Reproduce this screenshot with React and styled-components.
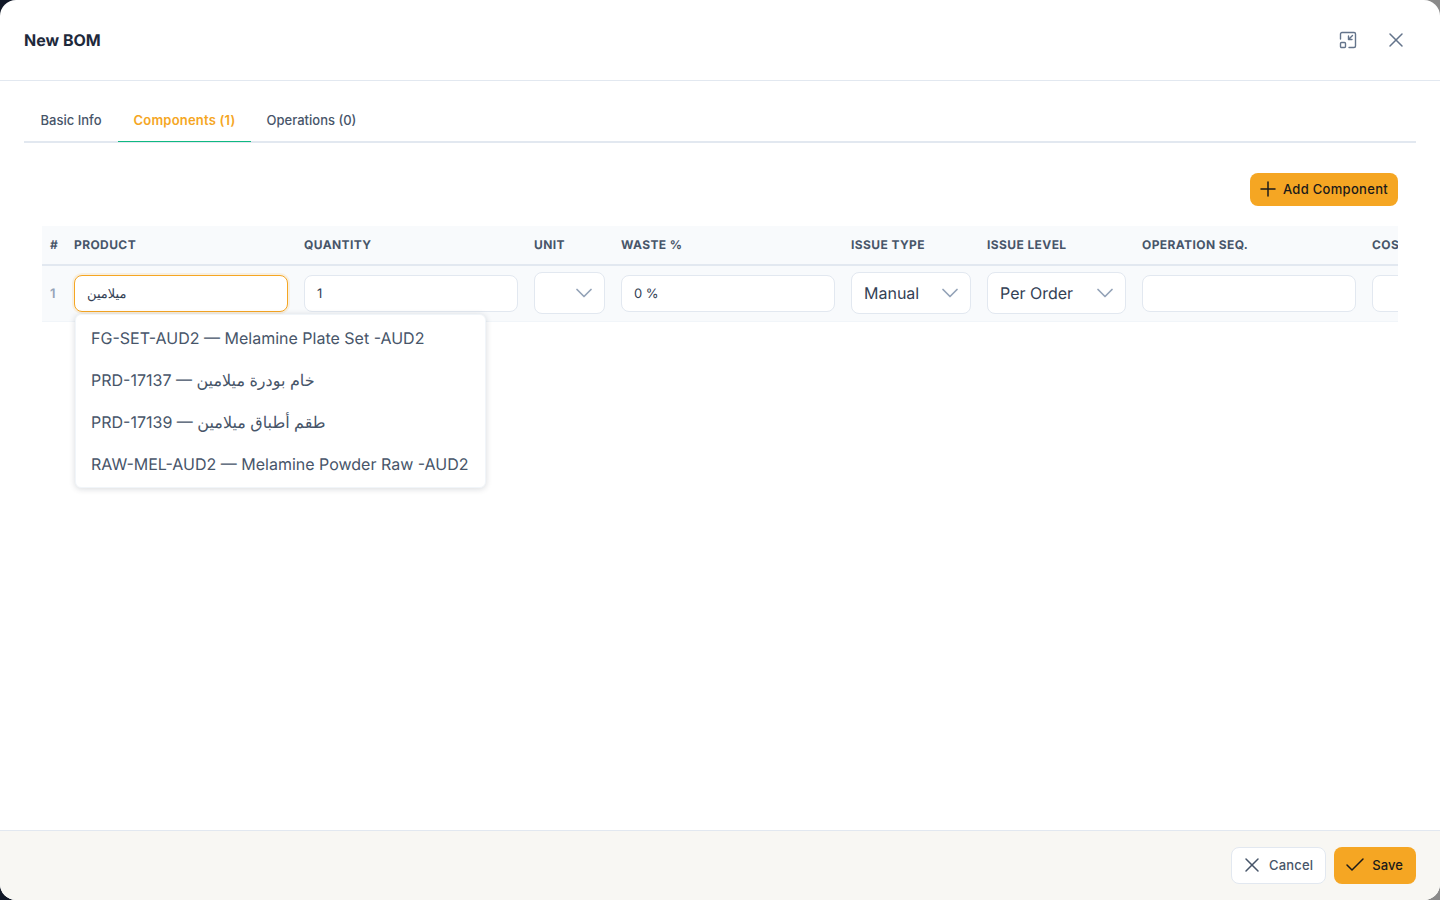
import React from 'react'
import styled, { createGlobalStyle } from 'styled-components'
import { ChevronDown, Plus, X, Check } from 'lucide-react'

const GlobalStyle = createGlobalStyle`
  html, body {
    margin: 0;
    height: 100%;
    background: linear-gradient(90deg, #111827 0%, #111827 50%, #8a8a8a 50%, #8a8a8a 100%);
    overflow: hidden;
  }
  * { box-sizing: border-box; }
`

const Modal = styled.div`
  width: 1440px;
  height: 900px;
  background: #fff;
  border-radius: 16px;
  overflow: hidden;
  display: flex;
  flex-direction: column;
  font-family: Inter, "DejaVu Sans", sans-serif;
  text-rendering: geometricPrecision;
`

const Header = styled.header`
  height: 81px;
  flex: none;
  display: flex;
  align-items: center;
  justify-content: space-between;
  padding: 0 24px;
  border-bottom: 1px solid #e2e8f0;
`

const Title = styled.h2`
  margin: 0;
  font-size: 16px;
  font-weight: 700;
  color: #1e293b;
`

const HeaderActions = styled.div`
  display: flex;
  gap: 8px;
`

const IconButton = styled.button`
  width: 40px;
  height: 40px;
  padding: 0;
  border: 0;
  background: none;
  color: #64748b;
  display: flex;
  align-items: center;
  justify-content: center;
`

const Body = styled.main`
  flex: 1;
  padding: 19px 24px 0;
  min-height: 0;
`

const Tabs = styled.nav`
  display: flex;
  height: 43px;
  border-bottom: 2px solid #e2e8f0;
`

const Tab = styled.button`
  width: ${p => p.$width}px;
  height: 42px;
  padding: 0 0 1px;
  border: 0;
  border-bottom: 1px solid ${p => (p.$active ? '#10b981' : 'transparent')};
  background: none;
  font-family: inherit;
  font-size: 13px;
  font-weight: ${p => (p.$active ? 600 : 500)};
  letter-spacing: ${p => (p.$active ? '0.2px' : '0')};
  color: ${p => (p.$active ? '#f5a623' : '#475569')};
`

const Panel = styled.section`
  padding: 30px 18px 0;
`

const Toolbar = styled.div`
  display: flex;
  justify-content: flex-end;
  margin-bottom: 20px;
`

const PrimaryButton = styled.button`
  height: ${p => (p.$tall ? '37px' : '33px')};
  padding: ${p => (p.$tall ? '0 13px 1px 9px' : '0 10px 1px 6px')};
  display: flex;
  align-items: center;
  gap: ${p => (p.$tall ? '5px' : '3px')};
  border: 0;
  border-radius: 8px;
  background: #f5a623;
  color: #1a1a1a;
  font-family: inherit;
  font-size: 13px;
  font-weight: 500;
  letter-spacing: ${p => (p.$tall ? '0.1px' : '0.3px')};
`

const TableWrap = styled.div`
  position: relative;
  overflow: hidden;
  height: 600px;
`

const Grid = styled.div`
  display: grid;
  grid-template-columns: 32px 230px 230px 87px 230px 136px 155px 230px 230px;
  width: 1340px;
`

const HeadCell = styled.div`
  height: 40px;
  padding-left: ${p => (p.$first ? '8px' : '0')};
  padding-bottom: 1px;
  display: flex;
  align-items: center;
  background: #f8fafc;
  border-bottom: 2px solid #e2e8f0;
  font-size: 12px;
  font-weight: 700;
  color: #475569;
  letter-spacing: 0.4px;
  white-space: nowrap;
`

const Cell = styled.div`
  height: 56px;
  padding-left: ${p => (p.$first ? '8px' : '0')};
  display: flex;
  align-items: center;
  background: #f8fafc;
  border-bottom: 1px solid #f1f5f9;
`

const RowNumber = styled.span`
  font-size: 13px;
  font-weight: 600;
  color: #94a3b8;
`

const Input = styled.div`
  width: 214px;
  height: 37px;
  padding: 0 12px;
  display: flex;
  align-items: center;
  flex: none;
  background: #fff;
  border: 1px solid ${p => (p.$focus ? '#f5a623' : '#e2e8f0')};
  border-radius: 8px;
  box-shadow: ${p => (p.$focus ? '0 0 0 2px rgba(245, 166, 35, 0.12)' : 'none')};
  font-size: 13px;
  color: #334155;
`

const Select = styled.div`
  width: ${p => p.$width}px;
  height: 42px;
  margin-bottom: 1px;
  padding: 0 6px 1px 12px;
  display: flex;
  align-items: center;
  justify-content: space-between;
  flex: none;
  background: #fff;
  border: 1px solid #e2e8f0;
  border-radius: 8px;
  font-size: 16px;
  color: #334155;
  svg { color: #94a3b8; flex: none; }
`

const Dropdown = styled.ul`
  position: absolute;
  left: 33px;
  top: 88px;
  margin: 0;
  padding: 2px 0;
  list-style: none;
  width: 411px;
  background: #fff;
  border: 1px solid #f1f5f9;
  border-radius: 6px;
  box-shadow: 0 1px 6px rgba(15, 23, 42, 0.16);
`

const Option = styled.li`
  height: 42px;
  padding: 0 15px;
  display: flex;
  align-items: center;
  font-size: 16px;
  color: #475569;
  white-space: nowrap;
`

const Footer = styled.footer`
  height: 70px;
  flex: none;
  display: flex;
  align-items: center;
  justify-content: flex-end;
  gap: 8px;
  padding: 0 24px;
  background: #f8f7f3;
  border-top: 1px solid #e2e8f0;
`

const CancelButton = styled.button`
  height: 37px;
  padding: 0 12px 1px 8px;
  display: flex;
  align-items: center;
  gap: 5px;
  background: #fff;
  border: 1px solid #e2e8f0;
  border-radius: 8px;
  color: #475569;
  font-family: inherit;
  font-size: 13px;
  font-weight: 500;
  letter-spacing: 0.15px;
`

// lucide has no exact match for this one, a frame with a small square in the corner
const MinimizeIcon = () => (
  <svg width="18" height="18" viewBox="0 0 18 18" fill="none" stroke="currentColor" strokeWidth="1.4" strokeLinecap="round" strokeLinejoin="round">
    <path d="M1.5 8V3a1.5 1.5 0 0 1 1.5-1.5h12A1.5 1.5 0 0 1 16.5 3v12a1.5 1.5 0 0 1-1.5 1.5H10" />
    <rect x="1.5" y="11.5" width="5" height="5" rx="1" />
    <path d="M13.5 4.5 9.5 8.5M9.5 5V8.5H13" />
  </svg>
)

const columns = ['PRODUCT', 'QUANTITY', 'UNIT', 'WASTE %', 'ISSUE TYPE', 'ISSUE LEVEL', 'OPERATION SEQ.', 'COST']

const options = [
  'FG-SET-AUD2 — Melamine Plate Set -AUD2',
  'PRD-17137 — خام بودرة ميلامين',
  'PRD-17139 — طقم أطباق ميلامين',
  'RAW-MEL-AUD2 — Melamine Powder Raw -AUD2',
]

export default function App() {
  return (
    <>
      <GlobalStyle />
      <Modal>
        <Header>
          <Title>New BOM</Title>
          <HeaderActions>
            <IconButton><MinimizeIcon /></IconButton>
            <IconButton><X size={24} strokeWidth={1.5} /></IconButton>
          </HeaderActions>
        </Header>
        <Body>
          <Tabs>
            <Tab $width={94}>Basic Info</Tab>
            <Tab $width={133} $active>Components (1)</Tab>
            <Tab $width={121}>Operations (0)</Tab>
          </Tabs>
          <Panel>
            <Toolbar>
              <PrimaryButton><Plus size={24} strokeWidth={1.5} />Add Component</PrimaryButton>
            </Toolbar>
            <TableWrap>
              <Grid>
                <HeadCell $first>#</HeadCell>
                {columns.map(c => <HeadCell key={c}>{c}</HeadCell>)}
                <Cell $first><RowNumber>1</RowNumber></Cell>
                <Cell><Input $focus>ميلامين</Input></Cell>
                <Cell><Input>1</Input></Cell>
                <Cell><Select $width={71}><span /><ChevronDown size={28} strokeWidth={1.5} /></Select></Cell>
                <Cell><Input>0 %</Input></Cell>
                <Cell><Select $width={120}>Manual<ChevronDown size={28} strokeWidth={1.5} /></Select></Cell>
                <Cell><Select $width={139}>Per Order<ChevronDown size={28} strokeWidth={1.5} /></Select></Cell>
                <Cell><Input /></Cell>
                <Cell><Input /></Cell>
              </Grid>
              <Dropdown>
                {options.map(o => <Option key={o}>{o}</Option>)}
              </Dropdown>
            </TableWrap>
          </Panel>
        </Body>
        <Footer>
          <CancelButton><X size={24} strokeWidth={1.5} />Cancel</CancelButton>
          <PrimaryButton $tall><Check size={24} strokeWidth={1.5} />Save</PrimaryButton>
        </Footer>
      </Modal>
    </>
  )
}
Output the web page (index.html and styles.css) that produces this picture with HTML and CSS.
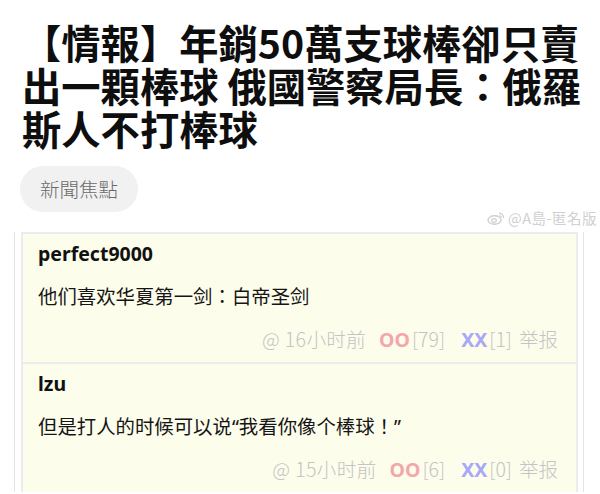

Written exercise: The images in the entries above should be left out; please reproduce exactly the lines from the first through the one containing "Plus, X, Check".

Answer to the task:
Reproduce this screenshot with React and styled-components.
import React from 'react'
import styled, { createGlobalStyle } from 'styled-components'
import { ChevronDown, Plus, X, Check } from 'lucide-react'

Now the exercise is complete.